The Consumer Rights Act 2015
The Consumer Rights Act 2015 (CRA) came into force on 1 October 2015. It constitutes a major reform of consumer protection law covering:
- statutory implied terms and remedies in consumer contracts for goods, digital content and services;
- unfair contract terms in consumer contracts;
- enforcement of consumer protection law;
- secondary ticketing provisions; and
- measures to facilitate private actions for breaches of competition law.
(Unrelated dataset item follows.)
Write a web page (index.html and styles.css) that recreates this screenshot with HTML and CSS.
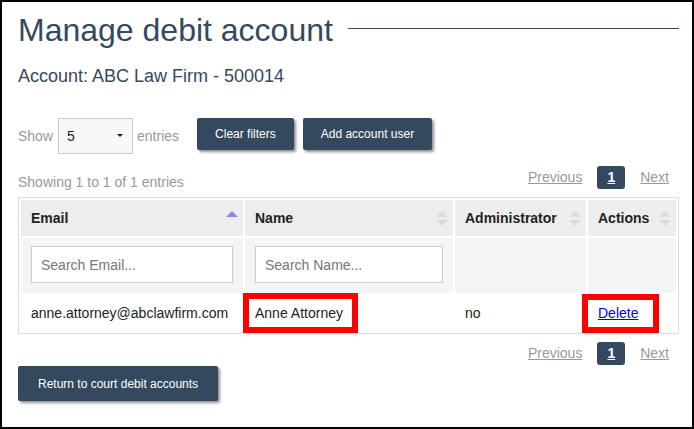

Consumer facing businesses need to review their:
- sales lifecycle;
- sales contracts including standard website and app terms;
- limitation of liability clauses to check compliance and references to legislation;
- pre-contractual information (including in notices and announcements); and
- cancellation and returns policies.
- The CRA sets out implied contract terms which cannot be excluded in relation to consumer contracts for goods, digital content and services;
- tiered remedies are set out in relation to breach of statutory implied terms;
- contracts for the supply of digital content are treated as a separate category of contract with their own statutory rights and remedies for the first time;
- the unfair contract terms in consumer contracts regime has changed with the amendment of the Unfair Contract Terms Act 1977; and
- the revocation of the Unfair Terms in Consumer Contracts Regulations 1999.
Other recent changes to the consumer protection legal landscape
The Consumer Protection (Information, Cancellation and Additional Payments Regulations 2013
The Consumer Protection (Information, Cancellation and Additional Payments) Regulations (Consumer Contracts Regulations) have applied since June 2014 and implement the bulk of the CRD. This legislation introduced a number of changes, including:
- the cooling off period changed from 7 to 14 days;
- changes to pre-contractual information requirements, especially for online sales;
- refunds must be given within 14 days (rather than 30);
- consumers must be provided with standard cancellation forms for off-premises and distance contracts;
- pre-contractual information requirements now apply to on-premises consumer contracts for the first time; and
- a requirement to inform online consumers clearly at the point of entering into a payment obligation.
The European Commission has published guidance on the CRD which sits alongside BIS guidance on the Consumer Contracts Regulations.
The Consumer Protection (Amendment) Regulations 2014
The Consumer Protection (Amendment) Regulations 2014 (SI/2014/870) (Regulations), principally amend the Consumer Protection from Unfair Trading Regulations 2008 and also partially amend the Consumer Contracts Regulations and the Misrepresentation Act 1967 (plus Scottish and Northern Irish equivalents).
They came into force on 1 October 2014 (save for the provisions amending the Consumer Contracts Regulations which came into force on 13 June 2014) and apply to contracts entered into, or payments made, on or after that date. The Regulations introduce rights for consumers to redress in respect of misleading and aggressive commercial practices.
The right to redress is available under certain circumstances in relation to:
- business to consumer contracts (trader sells or supplies a product to consumer)
- consumer to business contracts (consumer sells goods to trader); and
- a consumer payment (a payment made by a consumer to a trader for the supply of a product).
Consumer Rights (Payment Surcharges) Regulations 2012
These Regulations which implement Article 19 of the CRD, prohibit traders from imposing payment surcharges for use of particular payment mechanisms such as credit cards, which exceed the cost to the trader of using that payment mechanism. The Regulations apply to all consumer contracts for goods, services, digital content and most utilities (there are exemptions for some financial services contracts). The Regulations go beyond the requirements of Article 19 as they also apply to package holidays. They came into force on 6 April 2013 and apply to all relevant contracts entered into on or after that date (with exemptions for micro-businesses and new businesses before 12 June 2014).